Brand new cluster experiences catastrophic failures when primary MC-LAG peer (Dell VLT) reloads
This may or may not be considered outside the scope of this support forum, but I'm wondering if there is anyone here who has experience with a cluster attached to Dell switches configured in VLT...
We have a four-node Microsoft Failover Cluster, with each server equipped with a pair of NICs configured in a Switch Embedded Team (SET). Each NIC within the team is connected to one of the two peers in the VLT domain, with a single link per connection. The VLT domain connects to an “access” switch via a VLT port-channel with LACP, facilitating client access.
We have followed best practices and official documentation to ensure that SET and VLT are configured correctly.

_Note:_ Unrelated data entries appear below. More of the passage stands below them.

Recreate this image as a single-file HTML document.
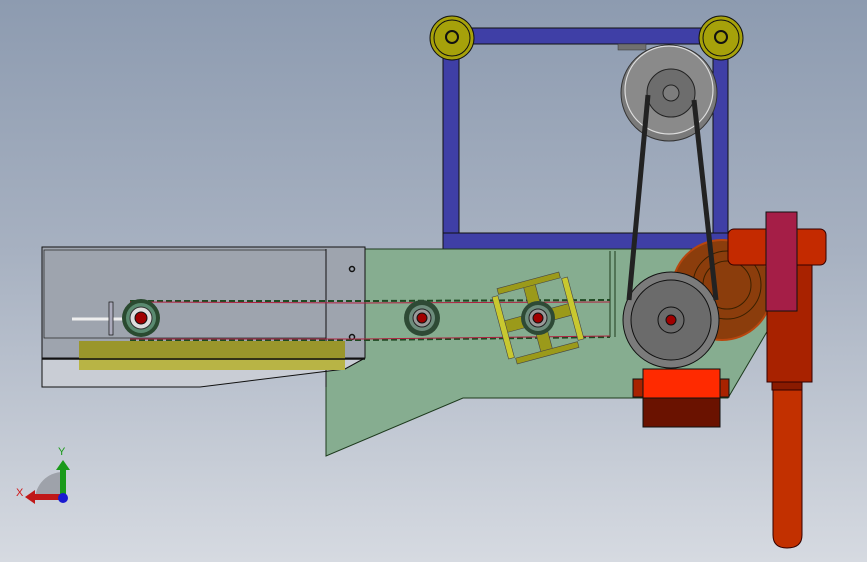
<!DOCTYPE html>
<html><head><style>
html,body{margin:0;padding:0;width:867px;height:562px;overflow:hidden}
body{background:linear-gradient(180deg,#8d9bb0 0%,#a7b1c1 45%,#d6dae1 100%);font-family:"Liberation Sans",sans-serif}
svg{position:absolute;left:0;top:0}
</style></head><body>
<svg width="867" height="562" viewBox="0 0 867 562">
<!-- blue frame -->
<g fill="#3f3fa6" stroke="#111" stroke-width="1">
<rect x="451" y="28" width="270" height="16"/>
<rect x="443" y="38" width="16" height="211"/>
<rect x="713" y="38" width="15" height="211"/>
<rect x="443" y="233" width="285" height="16"/>
</g>
<!-- top pulley -->
<rect x="618" y="44" width="28" height="6" fill="#707070" stroke="#333" stroke-width="0.5"/>
<circle cx="669" cy="93" r="48" fill="#7a7a7a" stroke="#333"/>
<circle cx="669" cy="90" r="44" fill="#8a8a8a" stroke="#ddd" stroke-width="1.2"/>
<circle cx="671" cy="93" r="24" fill="#6d6d6d" stroke="#222"/>
<circle cx="671" cy="93" r="8" fill="#7d7d7d" stroke="#222"/>
<!-- yellow pulleys -->
<g stroke="#111">
<circle cx="452" cy="38" r="22" fill="#a6a10a"/><circle cx="452" cy="38" r="18" fill="none"/><circle cx="452" cy="37" r="6" fill="none" stroke-width="2"/>
<circle cx="721" cy="38" r="22" fill="#a6a10a"/><circle cx="721" cy="38" r="18" fill="none"/><circle cx="721" cy="37" r="6" fill="none" stroke-width="2"/>
</g>
<!-- green plate -->
<polygon points="326,249 768,249 768,330 728,398 463,398 326,456" fill="#86ad90" stroke="#1d3a1d"/>
<line x1="610" y1="251" x2="610" y2="337" stroke="#1d3a1d"/>
<line x1="615" y1="251" x2="615" y2="337" stroke="#1d3a1d"/>
<!-- left gray box (opaque) -->
<polygon points="42,358 365,358 345,369 200,387 42,387" fill="#c9cdd5" stroke="#111"/>
<rect x="42" y="247" width="323" height="111" fill="#9ea4ae" stroke="#111"/>
<rect x="44" y="250" width="282" height="88" fill="none" stroke="#222" stroke-width="0.7"/>
<line x1="326" y1="249" x2="326" y2="387" stroke="#111"/>
<rect x="79" y="341" width="266" height="19" fill="#9a962b"/>
<rect x="79" y="360" width="266" height="10" fill="#b8b445"/>
<line x1="42" y1="359" x2="365" y2="359" stroke="#111" stroke-width="1.5"/>
<circle cx="352" cy="269" r="2.5" fill="none" stroke="#111" stroke-width="1.5"/>
<circle cx="352" cy="337" r="2.5" fill="none" stroke="#111" stroke-width="1.5"/>
<!-- orange motor -->
<circle cx="722" cy="290" r="50" fill="#8b3d0c" stroke="#b8460e" stroke-width="2"/>
<circle cx="727" cy="285" r="34" fill="none" stroke="#3a2000"/>
<circle cx="727" cy="285" r="24" fill="none" stroke="#3a2000"/>
<!-- chains -->
<g stroke-width="2" fill="none">
<path d="M130,301 L365,301 L610,300" stroke="#1e4a22" stroke-dasharray="6,3"/>
<path d="M130,302 L365,303 L610,302" stroke="#b02040" stroke-width="1"/>
<path d="M130,340 L365,340 L610,337" stroke="#1e4a22" stroke-dasharray="6,3"/>
<path d="M130,339 L365,339 L610,336" stroke="#b02040" stroke-width="1"/>
</g>
<!-- left rod -->
<line x1="72" y1="319" x2="124" y2="319" stroke="#eee" stroke-width="3"/>
<rect x="109" y="302" width="4" height="33" fill="#aab" stroke="#111" stroke-width="0.7"/>
<!-- sprockets -->
<g>
<circle cx="141" cy="318" r="19" fill="#2a4a30"/><circle cx="141" cy="318" r="15" fill="#5a8a70"/><circle cx="141" cy="318" r="11" fill="#ddd" stroke="#333"/><circle cx="141" cy="318" r="6" fill="#a00000" stroke="#111"/>
<circle cx="422" cy="318" r="18" fill="#2e4a35"/><circle cx="422" cy="318" r="13" fill="#6d8c7c"/><circle cx="422" cy="318" r="9" fill="#999" stroke="#222"/><circle cx="422" cy="318" r="5" fill="#a00000" stroke="#111"/>
</g>
<!-- yellow paddle -->
<g transform="rotate(-15 538 318)" fill="#9b9a1a" stroke="#444" stroke-width="0.6">
<rect x="532" y="284" width="12" height="68"/>
<rect x="504" y="312" width="68" height="12"/>
<rect x="506" y="279" width="64" height="6"/>
<rect x="506" y="351" width="64" height="6"/>
<rect x="499" y="286" width="6" height="64" fill="#c8c830"/>
<rect x="571" y="286" width="6" height="64" fill="#c8c830"/>
</g>
<circle cx="538" cy="318" r="17" fill="#2e4a35"/><circle cx="538" cy="318" r="13" fill="#6d8c7c"/><circle cx="538" cy="318" r="9" fill="#999" stroke="#222"/><circle cx="538" cy="318" r="5" fill="#a00000" stroke="#111"/>
<!-- red frame -->
<rect x="728" y="229" width="98" height="36" rx="6" fill="#c42a00" stroke="#300"/>
<rect x="767" y="265" width="45" height="117" fill="#a82200" stroke="#300"/>
<rect x="772" y="382" width="30" height="8" fill="#8a1a00" stroke="#300"/>
<path d="M773,390 L802,390 L802,535 Q802,548 787,548 Q773,548 773,535 Z" fill="#c23000" stroke="#300"/>
<rect x="766" y="212" width="31" height="99" fill="#a51e47" stroke="#111"/>
<!-- motor block -->
<rect x="633" y="379" width="96" height="18" fill="#a82200" stroke="#111"/>
<rect x="643" y="369" width="77" height="29" fill="#ff2a00" stroke="#111"/>
<rect x="643" y="398" width="77" height="29" fill="#6a1200" stroke="#111"/>
<!-- bottom pulley -->
<circle cx="671" cy="320" r="48" fill="#7b7b7b" stroke="#111"/>
<circle cx="671" cy="320" r="40" fill="#6b6b6b" stroke="#111"/>
<circle cx="671" cy="320" r="13" fill="#6b6b6b" stroke="#111"/>
<circle cx="671" cy="320" r="5" fill="#a00000" stroke="#111"/>
<!-- belts -->
<line x1="648" y1="95" x2="629" y2="300" stroke="#222" stroke-width="5"/>
<line x1="694" y1="100" x2="716" y2="300" stroke="#222" stroke-width="5"/>
<!-- triad -->
<path d="M35,500 A28,28 0 0 1 63,472 L63,500 Z" fill="#9ea2aa"/>
<rect x="60" y="468" width="6" height="32" fill="#1a9a1a"/>
<polygon points="56,470 63,460 70,470" fill="#1a9a1a"/>
<rect x="33" y="494" width="30" height="6" fill="#c01818"/>
<polygon points="35,490 25,497 35,504" fill="#c01818"/>
<circle cx="63" cy="498" r="5" fill="#1a1ad0"/>
<text x="58" y="455" font-size="11" fill="#1a9a1a" font-family="Liberation Sans">Y</text>
<text x="16" y="496" font-size="11" fill="#d01818" font-family="Liberation Sans">X</text>
</svg>
</body></html>
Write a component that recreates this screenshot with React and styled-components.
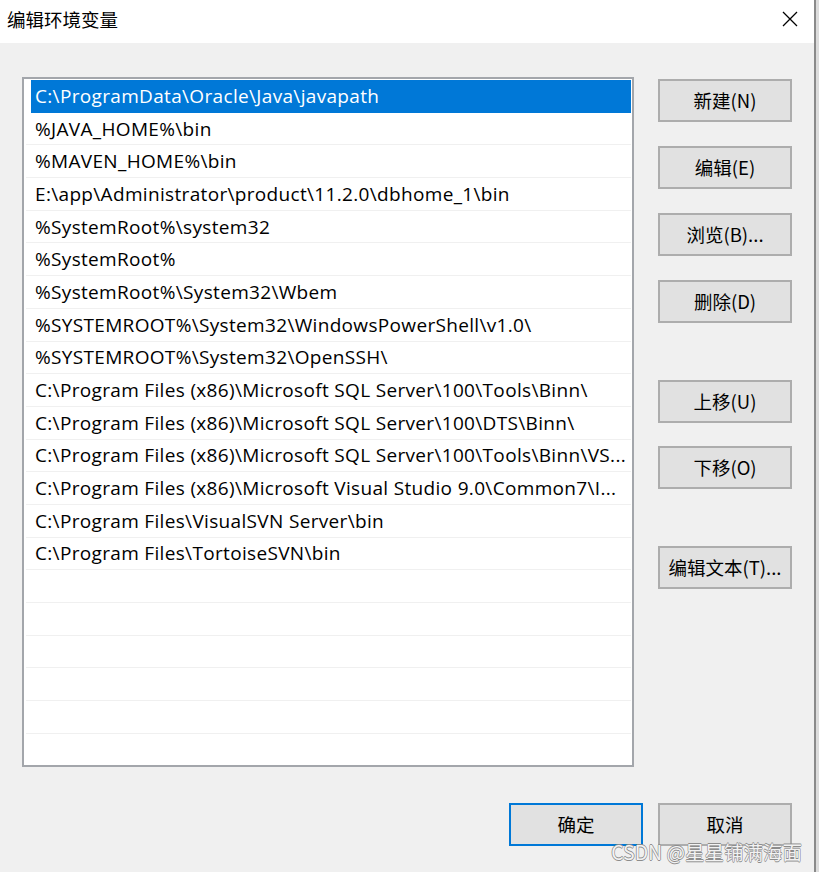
import React from "react";
import styled, { createGlobalStyle } from "styled-components";

const GlobalStyle = createGlobalStyle`
  html, body {
    margin: 0;
    padding: 0;
    background: #dcdcdc;
  }
  body {
    font-family: "Open Sans", "Noto Sans CJK SC", sans-serif;
  }
`;

const Window = styled.div`
  position: relative;
  width: 814px;
  height: 872px;
  background: #f0f0f0;
  border-right: 2px solid #8a8a8a;
  display: flex;
  flex-direction: column;
  overflow: hidden;
`;

const TitleBar = styled.div`
  height: 43px;
  background: #ffffff;
  display: flex;
  align-items: center;
  justify-content: space-between;
  padding: 0 16px 5px 7px;
  box-sizing: border-box;
`;

const Title = styled.div`
  font-family: "Noto Sans CJK SC", sans-serif;
  font-size: 18.5px;
  color: #000;
`;

const CloseButton = styled.div`
  width: 16px;
  height: 16px;
  display: flex;
  align-items: center;
  justify-content: center;
`;

const Body = styled.div`
  flex: 1;
  display: flex;
  flex-direction: column;
  padding: 34px 22px 0 22px;
`;

const MainRow = styled.div`
  display: flex;
  gap: 24px;
`;

const ListBox = styled.div`
  width: 612px;
  height: 690px;
  box-sizing: border-box;
  background: #ffffff;
  border: 2px solid #a3a6ab;
  padding: 1px 1px 0 1px;
  overflow: hidden;
`;

const Row = styled.div`
  height: 32.7px;
  box-sizing: border-box;
  display: flex;
  align-items: center;
  padding-left: 9px;
  margin-left: 1px;
  font-size: 19px;
  letter-spacing: 0.33px;
  white-space: nowrap;
  color: ${(p) => (p.selected ? "#ffffff" : "#000000")};
  background: ${(p) =>
    p.selected
      ? "linear-gradient(to right, transparent 5px, #0078d7 5px)"
      : "transparent"};
  border-bottom: 1px solid ${(p) => (p.selected ? "transparent" : "#f0f0f0")};
`;

const ButtonColumn = styled.div`
  width: 134px;
  display: flex;
  flex-direction: column;
  padding-top: 2px;
`;

const Button = styled.button`
  width: 134px;
  height: 43px;
  box-sizing: border-box;
  margin-top: ${(p) => p.gap || 0}px;
  background: #e1e1e1;
  border: ${(p) => (p.primary ? "2px solid #0078d7" : "2px solid #adadad")};
  font-family: "Noto Sans CJK SC", sans-serif;
  font-size: 18.5px;
  color: #000;
  padding: 0 0 2px 0;
  display: flex;
  align-items: center;
  justify-content: center;
`;

const Footer = styled.div`
  display: flex;
  justify-content: flex-end;
  gap: 15px;
  margin-top: 36px;
`;

const Watermark = styled.div`
  position: absolute;
  right: 12px;
  bottom: 6px;
  font-family: "Noto Sans CJK SC", sans-serif;
  font-size: 19.5px;
  color: #f2f2f2;
  text-shadow: -0.6px 0 #8c8c8c, 0.6px 0 #8c8c8c, 0 -0.6px #8c8c8c, 0 0.6px #8c8c8c;
  white-space: nowrap;
`;

const paths = [
  "C:\\ProgramData\\Oracle\\Java\\javapath",
  "%JAVA_HOME%\\bin",
  "%MAVEN_HOME%\\bin",
  "E:\\app\\Administrator\\product\\11.2.0\\dbhome_1\\bin",
  "%SystemRoot%\\system32",
  "%SystemRoot%",
  "%SystemRoot%\\System32\\Wbem",
  "%SYSTEMROOT%\\System32\\WindowsPowerShell\\v1.0\\",
  "%SYSTEMROOT%\\System32\\OpenSSH\\",
  "C:\\Program Files (x86)\\Microsoft SQL Server\\100\\Tools\\Binn\\",
  "C:\\Program Files (x86)\\Microsoft SQL Server\\100\\DTS\\Binn\\",
  "C:\\Program Files (x86)\\Microsoft SQL Server\\100\\Tools\\Binn\\VS...",
  "C:\\Program Files (x86)\\Microsoft Visual Studio 9.0\\Common7\\I...",
  "C:\\Program Files\\VisualSVN Server\\bin",
  "C:\\Program Files\\TortoiseSVN\\bin",
  "",
  "",
  "",
  "",
  "",
  "",
];

const sideButtons = [
  { label: "新建(N)", gap: 0 },
  { label: "编辑(E)", gap: 24 },
  { label: "浏览(B)...", gap: 24 },
  { label: "删除(D)", gap: 24 },
  { label: "上移(U)", gap: 57 },
  { label: "下移(O)", gap: 23 },
  { label: "编辑文本(T)...", gap: 57 },
];

export default function App() {
  return (
    <>
      <GlobalStyle />
      <Window>
        <TitleBar>
          <Title>编辑环境变量</Title>
          <CloseButton>
            <svg width="16" height="16" viewBox="0 0 16 16">
              <path d="M1 1 L15 15 M15 1 L1 15" stroke="#000" strokeWidth="1.3" />
            </svg>
          </CloseButton>
        </TitleBar>
        <Body>
          <MainRow>
            <ListBox>
              {paths.map((p, i) => (
                <Row key={i} selected={i === 0}>
                  {p}
                </Row>
              ))}
            </ListBox>
            <ButtonColumn>
              {sideButtons.map((b) => (
                <Button key={b.label} gap={b.gap}>
                  {b.label}
                </Button>
              ))}
            </ButtonColumn>
          </MainRow>
          <Footer>
            <Button primary>确定</Button>
            <Button>取消</Button>
          </Footer>
        </Body>
        <Watermark>CSDN @星星铺满海面</Watermark>
      </Window>
    </>
  );
}
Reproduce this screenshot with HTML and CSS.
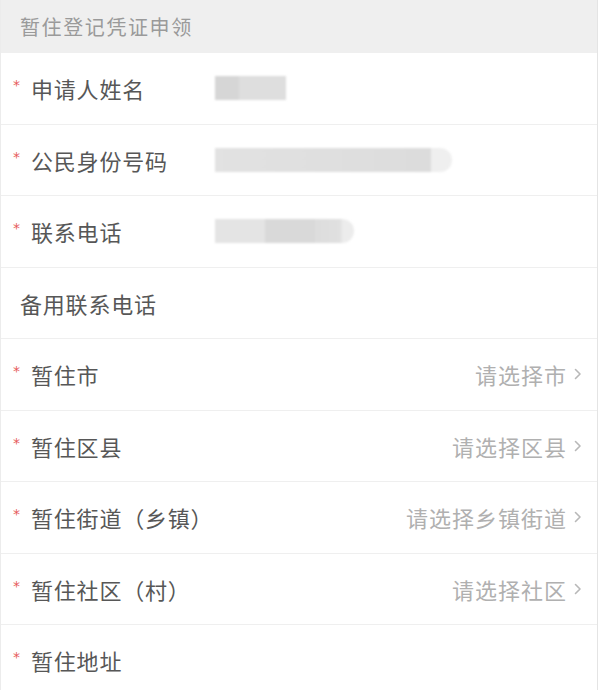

However, during fault/failure simulations, we consistently observe catastrophic outages affecting the cluster, but only when the tests are conducted against the primary VLT peer. These issues include nodes being dropped from the cluster, VMs failing, crashing, or entering a paused state, and Cluster Shared Volumes (CSVs) disconnecting.
For example, the following conditions will cause our cluster to enter a failed state and lose network connectivity for an unacceptable amount of time:
- Reloading the primary VLT peer by pulling the power or by issuing the reload command
- Administratively shutting down all server ports, VLT port-channel uplink and VLTi
The individual links to the servers fail over gracefully. Killing the VLTi on the secondary VLT peer also results in a graceful failover. Reloading the secondary VLT peer causes a graceful failover as well.
We expect each peer to handle failures similarly, but they clearly do not. We have a feeling this is a switch issues, but we're not certain of that. Maybe it could be a configuration issue with the networking of our cluster. We’re out of ideas… and almost out of drywall to bang our heads against. Any assistance would be greatly appreciated.